### [What to work on]
Report the number of lines that include "index", with no additional text.

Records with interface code
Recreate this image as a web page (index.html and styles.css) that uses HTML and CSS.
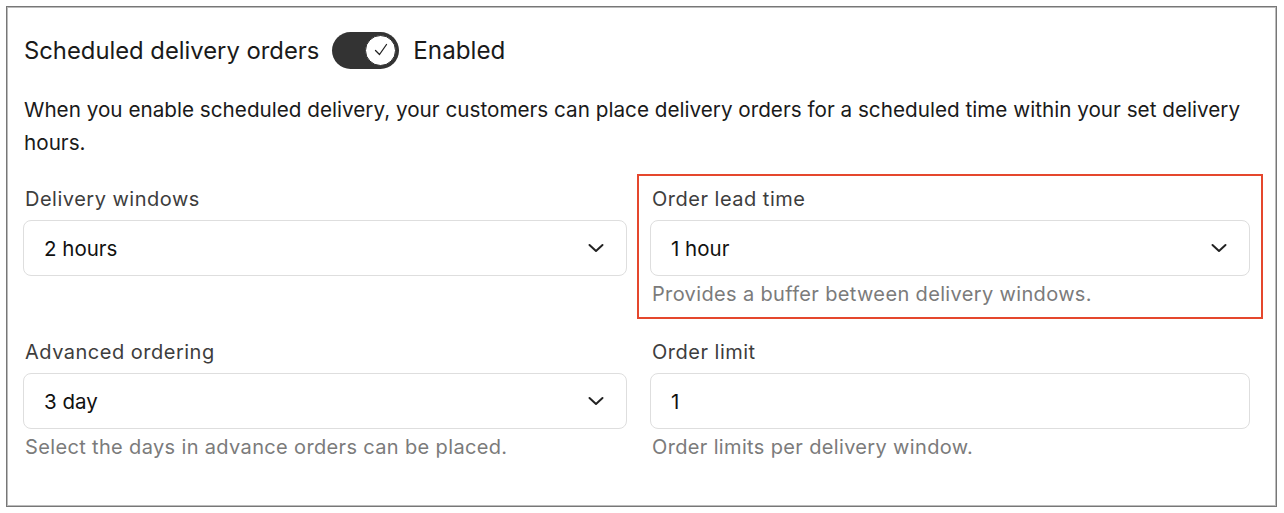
FILE: index.html
```html
<!DOCTYPE html>
<html lang="en">
    <head>
        <meta charset="UTF-8">
        <meta name="viewport" content="width=device-width, initial-scale=1.0">
        <title>Scheduled delivery</title>
        <link rel="stylesheet" href="styles.css">
    </head>
<body>
    <section class="panel">
        <div class="panel-head">
            <h1 class="panel-title">Scheduled delivery orders</h1>
            <span class="toggle">
                <span class="toggle-knob">
                    <svg width="18" height="18" viewBox="0 0 18 18"><path d="M3.5 9.5 L7.5 13.5 L14.5 3.5" fill="none" stroke="#222" stroke-width="1.3" stroke-linecap="round" stroke-linejoin="round"/></svg>
                </span>
            </span>
            <span class="toggle-label">Enabled</span>
        </div>
        <p class="intro">When you enable scheduled delivery, your customers can place delivery orders for a scheduled time within your set delivery hours.</p>

        <div class="fields">
            <div class="field">
                <label class="field-label">Delivery windows</label>
                <div class="select">
                    <span>2 hours</span>
                    <svg class="chev" width="16" height="10" viewBox="0 0 16 10"><path d="M1.5 2 L8 8 L14.5 2" fill="none" stroke="#222" stroke-width="2" stroke-linecap="round" stroke-linejoin="round"/></svg>
                </div>
            </div>
            <div class="field highlight">
                <label class="field-label">Order lead time</label>
                <div class="select">
                    <span>1 hour</span>
                    <svg class="chev" width="16" height="10" viewBox="0 0 16 10"><path d="M1.5 2 L8 8 L14.5 2" fill="none" stroke="#222" stroke-width="2" stroke-linecap="round" stroke-linejoin="round"/></svg>
                </div>
                <p class="hint">Provides a buffer between delivery windows.</p>
            </div>
            <div class="field">
                <label class="field-label">Advanced ordering</label>
                <div class="select">
                    <span>3 day</span>
                    <svg class="chev" width="16" height="10" viewBox="0 0 16 10"><path d="M1.5 2 L8 8 L14.5 2" fill="none" stroke="#222" stroke-width="2" stroke-linecap="round" stroke-linejoin="round"/></svg>
                </div>
                <p class="hint">Select the days in advance orders can be placed.</p>
            </div>
            <div class="field">
                <label class="field-label">Order limit</label>
                <div class="select">
                    <span>1</span>
                </div>
                <p class="hint">Order limits per delivery window.</p>
            </div>
        </div>
    </section>
</body>
</html>
```

FILE: styles.css
```css
body {
    margin: 6px;
    background-color: #ffffff;
    color: #1a1a1a;
    font-family: "Inter", "Noto Sans", sans-serif;
}

.panel {
    box-sizing: border-box;
    height: 501px;
    width: 1271px;
    border: 1px solid #777;
    box-shadow: inset 0 0 0 1px #bbb;
    padding: 23px 24px 0 16px;
}

.panel-head {
    display: flex;
    align-items: center;
    height: 40px;
    padding-left: 1px;
}

.panel-title {
    margin: 0;
    font-size: 23.8px;
    font-weight: 400;
    color: #1a1a1a;
}

.toggle {
    display: flex;
    align-items: center;
    justify-content: flex-end;
    box-sizing: border-box;
    width: 67px;
    height: 37px;
    margin: 0 14px 0 13px;
    padding: 3px;
    border-radius: 19px;
    background-color: #333;
}

.toggle-knob {
    display: flex;
    align-items: center;
    justify-content: center;
    box-sizing: border-box;
    width: 31px;
    height: 31px;
    border-radius: 50%;
    background-color: #fff;
    border: 1.5px solid #333;
}

.toggle-label {
    font-size: 24.2px;
    color: #1a1a1a;
}

.intro {
    margin: 23px 0 0;
    padding-left: 1px;
    font-size: 20.7px;
    line-height: 33px;
    color: #1a1a1a;
}

.fields {
    display: grid;
    grid-template-columns: 604px 600px;
    column-gap: 23px;
    row-gap: 34px;
    margin-top: 28px;
}

.field-label {
    display: block;
    padding-left: 2px;
    font-size: 20px;
    letter-spacing: 0.5px;
    line-height: 24px;
    color: #3d3d3d;
    margin-bottom: 9px;
}

.select {
    display: flex;
    align-items: center;
    justify-content: space-between;
    box-sizing: border-box;
    height: 56px;
    padding: 0 22px 0 20px;
    border: 1px solid #dedede;
    border-radius: 8px;
    font-size: 20.5px;
    color: #111;
}

.hint {
    margin: 6px 0 0;
    padding-left: 2px;
    font-size: 20px;
    letter-spacing: 0.35px;
    line-height: 24px;
    color: #7b7b7b;
}

.highlight {
    outline: 2px solid #e5472d;
    outline-offset: 11px;
}
```
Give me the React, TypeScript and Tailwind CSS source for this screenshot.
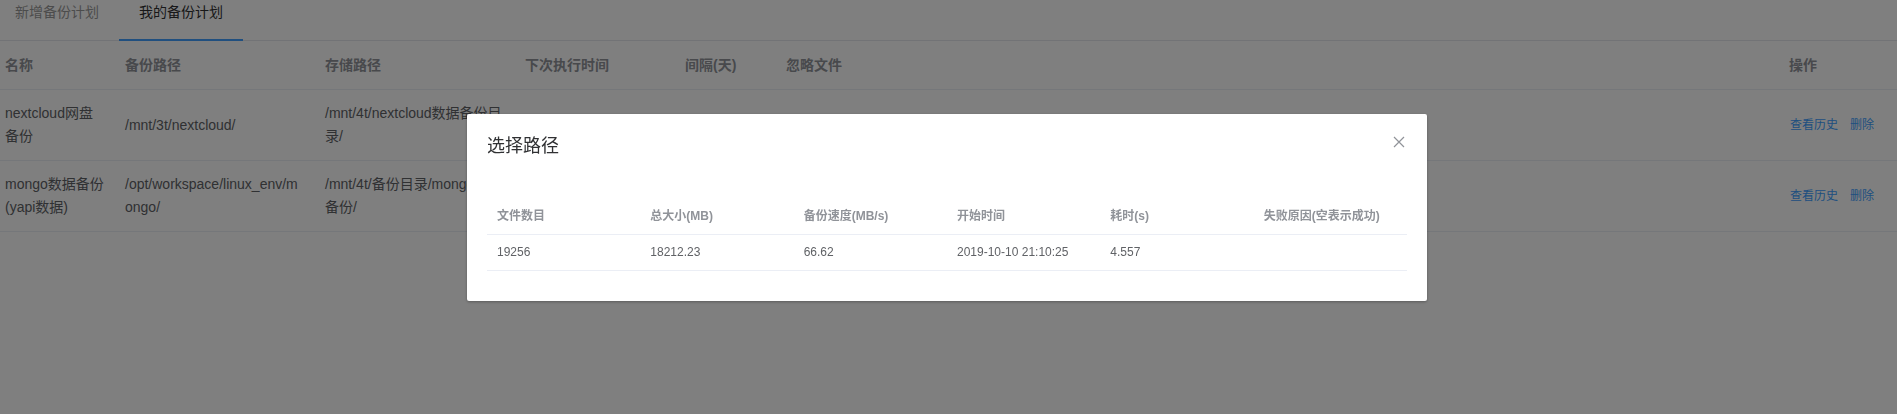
import React from "react";

const font = { fontFamily: '"Liberation Sans", "Noto Sans CJK SC", sans-serif' };

const plans = [
  {
    name: "nextcloud网盘备份",
    src: "/mnt/3t/nextcloud/",
    dest: "/mnt/4t/nextcloud数据备份目录/",
    next: "2019-10-17 21:00:00",
    interval: "7",
    ignore: "",
  },
  {
    name: "mongo数据备份(yapi数据)",
    src: "/opt/workspace/linux_env/mongo/",
    dest: "/mnt/4t/备份目录/mongo数据备份/",
    next: "2019-10-11 21:00:00",
    interval: "1",
    ignore: "",
  },
];

const history = [
  {
    count: "19256",
    size: "18212.23",
    speed: "66.62",
    start: "2019-10-10 21:10:25",
    cost: "4.557",
    reason: "",
  },
];

const Tabs = () => (
  <div className="relative flex h-[41px] border-b border-[#E4E7ED]">
    <div className="px-5 text-[14px] leading-[24px] text-[#999]">新增备份计划</div>
    <div className="px-5 text-[14px] leading-[24px] text-[#303133]">我的备份计划</div>
    <div className="absolute bottom-[-1px] left-[124px] h-[2px] w-[124px] bg-[#409EFF]" />
  </div>
);

const PlanTable = () => {
  const th = "px-[10px] py-[12px] text-left align-middle text-[14px] font-bold leading-[23px] text-[#909399]";
  const td = "px-[10px] py-[12px] align-middle text-[14px] leading-[23px] text-[#606266] break-all";
  return (
    <table className="mt-[1px] w-full table-fixed">
      <colgroup>
        <col className="w-[120px]" />
        <col className="w-[200px]" />
        <col className="w-[200px]" />
        <col className="w-[160px]" />
        <col className="w-[101px]" />
        <col />
        <col className="w-[118px]" />
      </colgroup>
      <thead>
        <tr className="border-b border-[#EBEEF5]">
          <th className={th}>名称</th>
          <th className={th}>备份路径</th>
          <th className={th}>存储路径</th>
          <th className={th}>下次执行时间</th>
          <th className={th}>间隔(天)</th>
          <th className={th}>忽略文件</th>
          <th className={th}>操作</th>
        </tr>
      </thead>
      <tbody>
        {plans.map(p => (
          <tr key={p.name} className="border-b border-[#EBEEF5]">
            <td className={td}>{p.name}</td>
            <td className={td + " pr-[12px]"}>{p.src}</td>
            <td className={td}>{p.dest}</td>
            <td className={td}>{p.next}</td>
            <td className={td}>{p.interval}</td>
            <td className={td}>{p.ignore}</td>
            <td className={td}>
              <div className="flex gap-[12px] pl-[1px] text-[12px] text-[#409EFF]">
                <button type="button" className="cursor-pointer">查看历史</button>
                <button type="button" className="cursor-pointer">删除</button>
              </div>
            </td>
          </tr>
        ))}
      </tbody>
    </table>
  );
};

const HistoryDialog = () => {
  const th = "px-[10px] py-[6px] text-left text-[12px] font-bold leading-[23px] text-[#909399]";
  const td = "px-[10px] py-[6px] text-left text-[12px] leading-[23px] text-[#606266]";
  return (
    <div className="fixed inset-0 z-20 overflow-auto">
      <div className="mt-[114px] ml-[467px] w-[960px] rounded-[2px] bg-white shadow-[0_1px_3px_rgba(0,0,0,0.3)]">
        <div className="relative px-5 pt-5 pb-[10px]">
          <span className="text-[18px] leading-[24px] text-[#303133]">选择路径</span>
          <button
            type="button"
            className="absolute top-5 right-5 flex h-4 w-4 cursor-pointer items-center justify-center">
            <svg width="16" height="16" viewBox="0 0 16 16">
              <path d="M3 3L13 13M13 3L3 13" stroke="#909399" strokeWidth="1.2" fill="none" />
            </svg>
          </button>
        </div>
        <div className="px-5 py-[30px]">
          <table className="w-full table-fixed">
            <thead>
              <tr className="border-b border-[#EBEEF5]">
                <th className={th}>文件数目</th>
                <th className={th}>总大小(MB)</th>
                <th className={th}>备份速度(MB/s)</th>
                <th className={th}>开始时间</th>
                <th className={th}>耗时(s)</th>
                <th className={th}>失败原因(空表示成功)</th>
              </tr>
            </thead>
            <tbody>
              {history.map(h => (
                <tr key={h.start} className="border-b border-[#EBEEF5]">
                  <td className={td}>{h.count}</td>
                  <td className={td}>{h.size}</td>
                  <td className={td}>{h.speed}</td>
                  <td className={td}>{h.start}</td>
                  <td className={td}>{h.cost}</td>
                  <td className={td}>{h.reason}</td>
                </tr>
              ))}
            </tbody>
          </table>
        </div>
      </div>
    </div>
  );
}

export default function App() {
  return (
    <div className="relative h-[414px] w-full overflow-hidden bg-white" style={font}>
      <div className="-ml-[5px]">
        <Tabs />
        <PlanTable />
      </div>
      <div className="fixed inset-0 z-10 bg-black/50" />
      <HistoryDialog />
    </div>
  );
}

### [Solved exercise]
2